The setup: §7.5.2 keeps audit fire-and-forget ("the agent SHOULD NOT block on the response"), and approved_tools (§7.4, §8.2) let the agent act locally without reaching the PS per action. §8.3 keeps the asymmetry — the mission description is s256-immutable, but the mission log is a PS-maintained ordered record with no expected-sequence integrity of its own. Two cases follow:

  1. Suppression / tail-truncation. A partitioned agent performs approved_tools actions and never emits the corresponding audit records. §14.16's archive-at-verification doesn't help here: the agent made no request to any verifier while disconnected, so there's nothing to archive. The PS can't distinguish "agent did nothing during the gap" from "agent acted and didn't report it," because the log has no issued sequence the agent must account for. (This is the tail-truncation @jagmarques flagged in Non-repudiation and key rotation: audit trail considerations? #3 — an external witness catches mid-log edits but not a silently short tail.)
  2. Stale-mission replay. Distinct from §12.7.4.1's request replay. The agent re-presents an earlier validly-signed mission state as current after the surrounding context moved on — e.g. the mission was revoked per §8.5/§12.6 during the partition. s256 still verifies (the mission is immutable by design), and §12.7.4.1's cache is scoped to the created window (default 60s) and to duplicate request tuples, so neither signals that the mission state is stale at the multi-hour timescale of a partition.
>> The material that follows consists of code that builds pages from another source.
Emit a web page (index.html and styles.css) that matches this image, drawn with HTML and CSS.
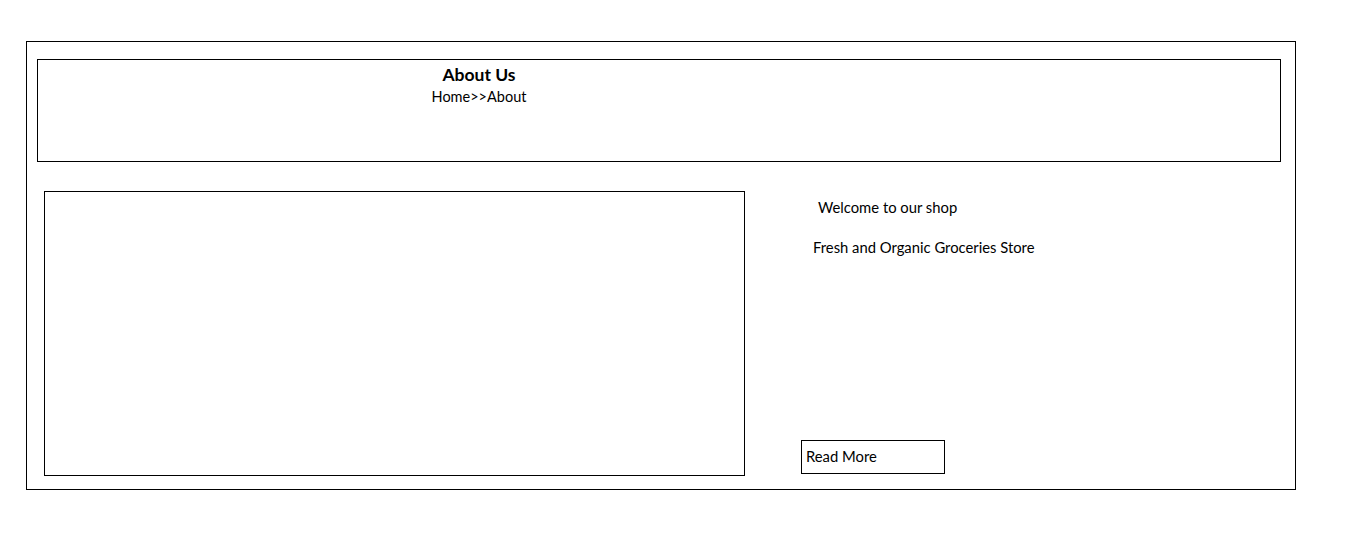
FILE: index.html
```html
<!DOCTYPE html>
<html lang="en">
<head>
<meta charset="utf-8">
<title>About Us</title>
<link rel="stylesheet" href="styles.css">
</head>
<body>
<div class="page">
  <section class="hero">
    <div class="hero-text">
      <h1 class="hero-title">About Us</h1>
      <div class="crumbs">Home&gt;&gt;About</div>
    </div>
  </section>
  <section class="about">
    <div class="about-image"></div>
    <div class="about-info">
      <p class="welcome">Welcome to our shop</p>
      <p class="tagline">Fresh and Organic Groceries Store</p>
      <a class="read-more" href="#">Read More</a>
    </div>
  </section>
</div>
</body>
</html>
```

FILE: styles.css
```css
html, body {
  margin: 0;
  padding: 0;
  background: #fff;
}
body {
  font-family: Lato, "Open Sans", "Liberation Sans", sans-serif;
  font-size: 14.8px;
  line-height: 18px;
  color: #000;
}
.page {
  box-sizing: border-box;
  margin: 41px 0 0 26px;
  width: 1270px;
  height: 449px;
  border: 1px solid #000;
  padding: 17px 14px 0 10px;
}
.hero {
  box-sizing: border-box;
  height: 103px;
  border: 1px solid #000;
  padding-top: 4px;
}
.hero-text {
  width: 882px;
  text-align: center;
}
.hero-title {
  margin: 0;
  font-size: 17.5px;
  line-height: 22px;
  font-weight: bold;
}
.crumbs {
  margin-top: 2px;
  font-size: 14.5px;
}
.about {
  display: flex;
  margin-top: 29px;
  padding-left: 7px;
}
.about-image {
  box-sizing: border-box;
  width: 701px;
  height: 285px;
  border: 1px solid #000;
}
.about-info {
  display: flex;
  flex-direction: column;
  align-items: flex-start;
  margin-left: 56px;
}
.welcome {
  margin: 7px 0 0 17px;
}
.tagline {
  margin: 22px 0 0 12px;
}
.read-more {
  box-sizing: border-box;
  margin-top: auto;
  margin-bottom: 2px;
  width: 144px;
  height: 34px;
  border: 1px solid #000;
  padding: 6px 0 0 4px;
  color: #000;
  text-decoration: none;
}
```
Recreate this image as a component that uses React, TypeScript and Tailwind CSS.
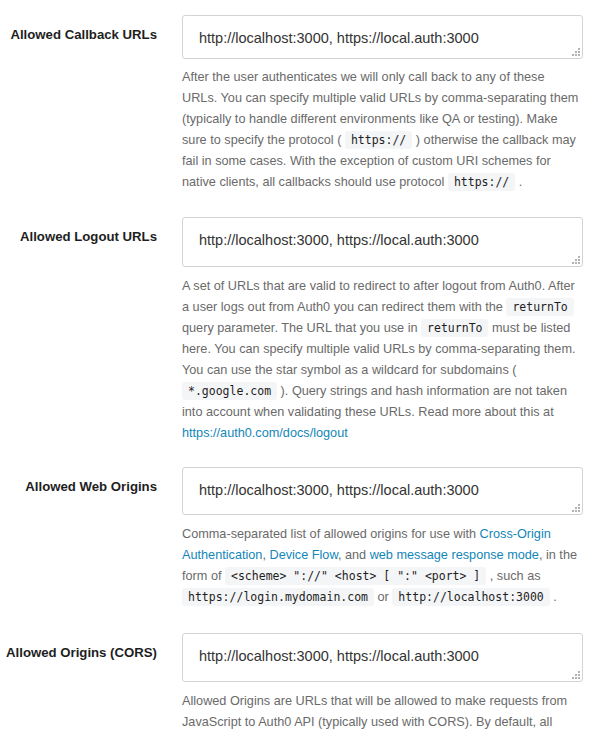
import React from "react";

const C = ({ children }: { children: React.ReactNode }) => (
  <code className="whitespace-pre rounded-[3px] bg-[#f4f5f7] px-[6px] py-[2px] font-['DejaVu_Sans_Mono',monospace] text-[11.5px] leading-none text-[#1d1d1d]">
    {children}
  </code>
);

const A = ({ children }: { children: React.ReactNode }) => (
  <a className="text-[#1286b8]" href="#">
    {children}
  </a>
);

const Dots = () => (
  <svg
    className="pointer-events-none absolute bottom-[3px] right-[3px]"
    width="9"
    height="9"
    viewBox="0 0 9 9"
  >
    <g fill="#b3b3b3">
      <rect x="7" y="1" width="2" height="2" />
      <rect x="4" y="4" width="2" height="2" />
      <rect x="7" y="4" width="2" height="2" />
      <rect x="1" y="7" width="2" height="2" />
      <rect x="4" y="7" width="2" height="2" />
      <rect x="7" y="7" width="2" height="2" />
    </g>
  </svg>
);

type SectionProps = {
  label: string;
  taClass: string;
  helpClass: string;
  lines: React.ReactNode[];
  sectionClass: string;
};

const Section = ({ label, taClass, helpClass, lines, sectionClass }: SectionProps) => (
  <div className={"flex " + sectionClass}>
    <div className="w-[157px] shrink-0 whitespace-nowrap pt-[10px] text-right text-[13.2px] font-bold leading-5 text-[#1e1e1e]">
      {label}
    </div>
    <div className="ml-[25px] w-[401px] shrink-0">
      <div className="relative">
        <textarea
          readOnly
          defaultValue="http://localhost:3000, https://local.auth:3000"
          className={
            "block w-full resize-none overflow-hidden rounded-[3px] border border-[#d3d3d3] bg-white px-[16px] pt-[12px] text-[14.5px] leading-5 text-[#333] outline-none " +
            taClass
          }
        />
        <Dots />
      </div>
      <div className={"text-[12.7px] leading-[21px] text-[#6a6a6a] " + helpClass}>
        {lines.map((l, i) => (
          <div key={i} className="h-[21px] whitespace-nowrap">
            {l}
          </div>
        ))}
      </div>
    </div>
  </div>
);

export default function App() {
  return (
    <div className="h-[734px] w-[610px] overflow-hidden bg-white pt-[15px] font-['Liberation_Sans',Arial,sans-serif]">
      <Section
        label="Allowed Callback URLs"
        taClass="h-[44px]"
        helpClass="mt-[8px]"
        sectionClass="mb-[24px]"
        lines={[
          "After the user authenticates we will only call back to any of these",
          "URLs. You can specify multiple valid URLs by comma-separating them",
          "(typically to handle different environments like QA or testing). Make",
          <>
            sure to specify the protocol ( <C>https://</C> ) otherwise the callback may
          </>,
          "fail in some cases. With the exception of custom URI schemes for",
          <>
            native clients, all callbacks should use protocol <C>https://</C> .
          </>,
        ]}
      />
      <Section
        label="Allowed Logout URLs"
        taClass="h-[50px]"
        helpClass="mt-[9px]"
        sectionClass="mb-[23px]"
        lines={[
          "A set of URLs that are valid to redirect to after logout from Auth0. After",
          <>
            a user logs out from Auth0 you can redirect them with the <C>returnTo</C>
          </>,
          <>
            query parameter. The URL that you use in <C>returnTo</C> must be listed
          </>,
          "here. You can specify multiple valid URLs by comma-separating them.",
          "You can use the star symbol as a wildcard for subdomains (",
          <>
            <C>*.google.com</C> ). Query strings and hash information are not taken
          </>,
          "into account when validating these URLs. Read more about this at",
          <A>https://auth0.com/docs/logout</A>,
        ]}
      />
      <Section
        label="Allowed Web Origins"
        taClass="h-[48px]"
        helpClass="mt-[9px]"
        sectionClass="mb-[25px]"
        lines={[
          <>
            Comma-separated list of allowed origins for use with <A>Cross-Origin</A>
          </>,
          <>
            <A>Authentication</A>, <A>Device Flow</A>, and <A>web message response mode</A>, in the
          </>,
          <>
            form of <C>{'<scheme> "://" <host> [ ":" <port> ]'}</C> , such as
          </>,
          <>
            <C>https://login.mydomain.com</C> or <C>http://localhost:3000</C> .
          </>,
        ]}
      />
      <Section
        label="Allowed Origins (CORS)"
        taClass="h-[49px]"
        helpClass="mt-[9px]"
        sectionClass=""
        lines={[
          "Allowed Origins are URLs that will be allowed to make requests from",
          "JavaScript to Auth0 API (typically used with CORS). By default, all",
          "your callback URLs will be allowed. This field allows you to enter",
          "other origins if you need to.",
        ]}
      />
    </div>
  );
}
The distinction I'd want explicit: §14.16 gives durable evidence of requests that were made and verified; §12.7.4.1 bounds replay of a single signed request within its window. Neither makes a gap in what the agent should have logged, or a replayed-stale mission state, detectable after reconnection. Closing those needs something at the agent↔PS contract level — a per-mission monotonic counter or pre-issued jti/nonce range the PS issues and the agent must consume in order, so a missing index is detectable rather than invisible. That's wire surface (what the PS hands the agent), not PS storage internals — which is why I think it's protocol-shaped rather than the kind of PS-implementation detail that closed PR #10.

So, concretely: (a) Is offline/deferred governance in scope — may an agent perform approved_tools actions while it can't reach the PS, or is the model strictly online? (b) If deferred governance is in scope, does the expected-sequence contract belong in the §8.5 companion spec for mission state transitions, or is mission-log completeness considered out of protocol scope entirely (as PR #10's chaining was)? Genuinely unsure where the line sits, which is why I'm asking. Happy to write the partition cases up as concrete sequences.